WRITTEN EXERCISE: Check each line of the listing, and copy it if it contains the word "size".

DATASET SECTION:
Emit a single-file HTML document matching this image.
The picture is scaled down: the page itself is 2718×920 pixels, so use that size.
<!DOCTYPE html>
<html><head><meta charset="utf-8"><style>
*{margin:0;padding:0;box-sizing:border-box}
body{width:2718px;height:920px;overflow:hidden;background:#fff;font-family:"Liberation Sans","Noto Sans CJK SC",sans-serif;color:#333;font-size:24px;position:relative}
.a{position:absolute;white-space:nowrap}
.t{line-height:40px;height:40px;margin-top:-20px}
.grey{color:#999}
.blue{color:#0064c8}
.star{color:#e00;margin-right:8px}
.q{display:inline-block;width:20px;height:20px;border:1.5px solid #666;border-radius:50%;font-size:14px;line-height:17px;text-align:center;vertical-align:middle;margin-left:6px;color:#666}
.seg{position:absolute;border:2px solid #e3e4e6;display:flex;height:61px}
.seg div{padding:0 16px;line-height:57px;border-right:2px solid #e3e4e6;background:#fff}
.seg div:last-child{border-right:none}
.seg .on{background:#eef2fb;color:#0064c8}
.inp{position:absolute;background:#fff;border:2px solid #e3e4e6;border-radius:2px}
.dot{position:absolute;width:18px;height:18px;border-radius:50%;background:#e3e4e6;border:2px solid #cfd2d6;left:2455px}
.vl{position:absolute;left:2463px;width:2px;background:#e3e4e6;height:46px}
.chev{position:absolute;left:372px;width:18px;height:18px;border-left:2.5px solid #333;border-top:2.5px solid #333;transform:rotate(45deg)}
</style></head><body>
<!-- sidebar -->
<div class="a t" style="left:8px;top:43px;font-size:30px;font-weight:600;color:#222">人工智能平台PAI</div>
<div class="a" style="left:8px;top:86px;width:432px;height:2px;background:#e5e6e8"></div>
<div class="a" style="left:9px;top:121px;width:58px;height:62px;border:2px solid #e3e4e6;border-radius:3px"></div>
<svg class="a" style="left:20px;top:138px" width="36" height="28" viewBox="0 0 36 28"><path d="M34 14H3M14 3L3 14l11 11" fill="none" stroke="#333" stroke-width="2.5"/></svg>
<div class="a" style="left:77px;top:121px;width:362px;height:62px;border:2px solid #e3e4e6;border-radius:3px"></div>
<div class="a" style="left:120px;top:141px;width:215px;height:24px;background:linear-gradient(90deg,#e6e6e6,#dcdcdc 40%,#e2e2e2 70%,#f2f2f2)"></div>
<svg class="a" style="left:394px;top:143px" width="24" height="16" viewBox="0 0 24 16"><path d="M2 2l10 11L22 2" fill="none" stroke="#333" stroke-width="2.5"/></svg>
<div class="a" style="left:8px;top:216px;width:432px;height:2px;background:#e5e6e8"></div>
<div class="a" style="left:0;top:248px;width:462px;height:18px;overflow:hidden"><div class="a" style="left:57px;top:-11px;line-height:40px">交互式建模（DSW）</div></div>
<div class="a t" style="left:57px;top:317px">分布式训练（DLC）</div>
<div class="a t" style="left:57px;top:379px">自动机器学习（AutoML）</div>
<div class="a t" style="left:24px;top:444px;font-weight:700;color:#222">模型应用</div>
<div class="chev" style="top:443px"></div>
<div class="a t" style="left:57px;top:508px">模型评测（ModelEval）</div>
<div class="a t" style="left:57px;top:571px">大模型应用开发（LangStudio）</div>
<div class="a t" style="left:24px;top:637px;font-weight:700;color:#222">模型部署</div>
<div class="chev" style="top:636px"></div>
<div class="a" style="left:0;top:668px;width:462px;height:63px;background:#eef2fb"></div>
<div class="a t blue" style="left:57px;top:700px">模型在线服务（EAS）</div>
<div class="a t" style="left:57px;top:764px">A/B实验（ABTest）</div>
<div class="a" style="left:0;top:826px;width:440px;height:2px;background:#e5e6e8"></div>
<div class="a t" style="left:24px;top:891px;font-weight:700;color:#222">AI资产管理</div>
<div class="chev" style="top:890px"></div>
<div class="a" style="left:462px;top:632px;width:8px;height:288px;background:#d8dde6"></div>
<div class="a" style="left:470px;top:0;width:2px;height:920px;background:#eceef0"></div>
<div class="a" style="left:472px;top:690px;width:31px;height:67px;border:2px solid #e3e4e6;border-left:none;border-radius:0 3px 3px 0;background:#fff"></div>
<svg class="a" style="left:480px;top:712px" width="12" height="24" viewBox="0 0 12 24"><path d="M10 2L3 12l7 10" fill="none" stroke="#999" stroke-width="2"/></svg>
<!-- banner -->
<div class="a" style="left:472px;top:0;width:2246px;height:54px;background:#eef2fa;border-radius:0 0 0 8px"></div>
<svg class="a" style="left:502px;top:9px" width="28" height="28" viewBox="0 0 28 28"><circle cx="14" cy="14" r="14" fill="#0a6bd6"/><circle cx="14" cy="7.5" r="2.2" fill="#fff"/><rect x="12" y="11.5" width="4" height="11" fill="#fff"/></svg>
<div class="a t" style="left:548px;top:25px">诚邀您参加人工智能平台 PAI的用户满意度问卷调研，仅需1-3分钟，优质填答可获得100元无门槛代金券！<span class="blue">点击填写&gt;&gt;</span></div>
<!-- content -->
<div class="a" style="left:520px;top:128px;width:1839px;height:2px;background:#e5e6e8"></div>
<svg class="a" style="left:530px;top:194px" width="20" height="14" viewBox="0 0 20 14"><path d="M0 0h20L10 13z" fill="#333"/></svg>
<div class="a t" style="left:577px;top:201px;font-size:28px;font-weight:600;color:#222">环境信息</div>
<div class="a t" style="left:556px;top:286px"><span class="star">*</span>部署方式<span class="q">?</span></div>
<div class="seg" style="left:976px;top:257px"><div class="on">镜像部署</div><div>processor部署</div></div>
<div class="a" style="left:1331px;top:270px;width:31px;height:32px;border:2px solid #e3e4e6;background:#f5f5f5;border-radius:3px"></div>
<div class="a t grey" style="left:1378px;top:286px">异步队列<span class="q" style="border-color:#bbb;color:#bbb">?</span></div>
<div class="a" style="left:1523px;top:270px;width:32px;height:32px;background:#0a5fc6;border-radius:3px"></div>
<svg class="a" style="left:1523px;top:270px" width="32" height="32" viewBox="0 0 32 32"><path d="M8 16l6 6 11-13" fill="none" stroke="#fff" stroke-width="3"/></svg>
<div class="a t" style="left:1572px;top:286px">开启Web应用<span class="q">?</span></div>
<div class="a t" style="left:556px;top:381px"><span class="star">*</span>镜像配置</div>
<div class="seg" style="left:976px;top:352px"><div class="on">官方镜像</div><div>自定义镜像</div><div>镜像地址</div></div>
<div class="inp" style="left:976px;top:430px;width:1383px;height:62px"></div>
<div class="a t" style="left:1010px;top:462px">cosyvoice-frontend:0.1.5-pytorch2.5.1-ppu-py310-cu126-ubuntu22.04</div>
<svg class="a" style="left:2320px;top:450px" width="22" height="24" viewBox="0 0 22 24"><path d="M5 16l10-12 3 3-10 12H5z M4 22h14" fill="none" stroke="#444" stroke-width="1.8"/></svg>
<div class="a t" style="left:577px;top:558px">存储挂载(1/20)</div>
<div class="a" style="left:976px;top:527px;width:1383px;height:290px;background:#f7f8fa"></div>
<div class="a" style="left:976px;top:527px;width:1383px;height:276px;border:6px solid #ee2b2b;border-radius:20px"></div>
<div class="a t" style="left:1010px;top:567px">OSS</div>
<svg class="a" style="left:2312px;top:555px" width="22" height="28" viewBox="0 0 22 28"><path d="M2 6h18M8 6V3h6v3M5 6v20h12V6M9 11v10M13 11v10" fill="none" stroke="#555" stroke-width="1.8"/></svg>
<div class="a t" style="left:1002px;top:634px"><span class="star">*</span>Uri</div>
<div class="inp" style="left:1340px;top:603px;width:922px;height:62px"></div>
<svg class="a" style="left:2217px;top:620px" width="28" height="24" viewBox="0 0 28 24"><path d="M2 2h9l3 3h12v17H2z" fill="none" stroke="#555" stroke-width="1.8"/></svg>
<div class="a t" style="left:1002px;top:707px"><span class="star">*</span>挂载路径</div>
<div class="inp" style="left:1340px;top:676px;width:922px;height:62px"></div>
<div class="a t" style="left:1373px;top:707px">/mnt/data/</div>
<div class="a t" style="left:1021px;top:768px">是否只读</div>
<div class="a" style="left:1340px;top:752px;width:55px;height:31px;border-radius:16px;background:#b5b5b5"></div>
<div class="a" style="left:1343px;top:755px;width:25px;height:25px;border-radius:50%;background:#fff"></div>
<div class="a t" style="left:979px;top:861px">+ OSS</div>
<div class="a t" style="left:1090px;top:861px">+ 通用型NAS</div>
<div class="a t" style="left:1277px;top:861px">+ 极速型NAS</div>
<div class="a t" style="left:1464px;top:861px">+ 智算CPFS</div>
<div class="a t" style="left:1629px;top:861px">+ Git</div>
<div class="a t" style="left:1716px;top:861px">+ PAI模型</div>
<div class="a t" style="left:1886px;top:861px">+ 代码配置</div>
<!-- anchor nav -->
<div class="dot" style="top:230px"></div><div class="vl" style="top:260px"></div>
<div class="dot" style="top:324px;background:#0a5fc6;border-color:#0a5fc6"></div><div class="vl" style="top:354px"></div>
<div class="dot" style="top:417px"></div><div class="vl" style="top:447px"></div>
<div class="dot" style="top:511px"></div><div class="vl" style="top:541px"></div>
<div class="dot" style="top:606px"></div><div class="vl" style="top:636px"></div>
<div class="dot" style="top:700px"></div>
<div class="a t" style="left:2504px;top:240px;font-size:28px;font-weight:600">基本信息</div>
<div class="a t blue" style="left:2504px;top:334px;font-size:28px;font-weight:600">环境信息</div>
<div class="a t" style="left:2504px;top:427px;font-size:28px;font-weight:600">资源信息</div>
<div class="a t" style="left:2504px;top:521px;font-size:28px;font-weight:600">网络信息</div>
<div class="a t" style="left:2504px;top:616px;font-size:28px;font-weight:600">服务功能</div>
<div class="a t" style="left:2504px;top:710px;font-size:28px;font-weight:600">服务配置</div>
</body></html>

WRITTEN SOLUTION:
The picture is scaled down: the page itself is 2718×920 pixels, so use that size.
body{width:2718px;height:920px;overflow:hidden;background:#fff;font-family:"Liberation Sans","Noto Sans CJK SC",sans-serif;color:#333;font-size:24px;position:relative}
.q{display:inline-block;width:20px;height:20px;border:1.5px solid #666;border-radius:50%;font-size:14px;line-height:17px;text-align:center;vertical-align:middle;margin-left:6px;color:#666}
<div class="a t" style="left:8px;top:43px;font-size:30px;font-weight:600;color:#222">人工智能平台PAI</div>
<div class="a t" style="left:577px;top:201px;font-size:28px;font-weight:600;color:#222">环境信息</div>
<div class="a t" style="left:2504px;top:240px;font-size:28px;font-weight:600">基本信息</div>
<div class="a t blue" style="left:2504px;top:334px;font-size:28px;font-weight:600">环境信息</div>
<div class="a t" style="left:2504px;top:427px;font-size:28px;font-weight:600">资源信息</div>
<div class="a t" style="left:2504px;top:521px;font-size:28px;font-weight:600">网络信息</div>
<div class="a t" style="left:2504px;top:616px;font-size:28px;font-weight:600">服务功能</div>
<div class="a t" style="left:2504px;top:710px;font-size:28px;font-weight:600">服务配置</div>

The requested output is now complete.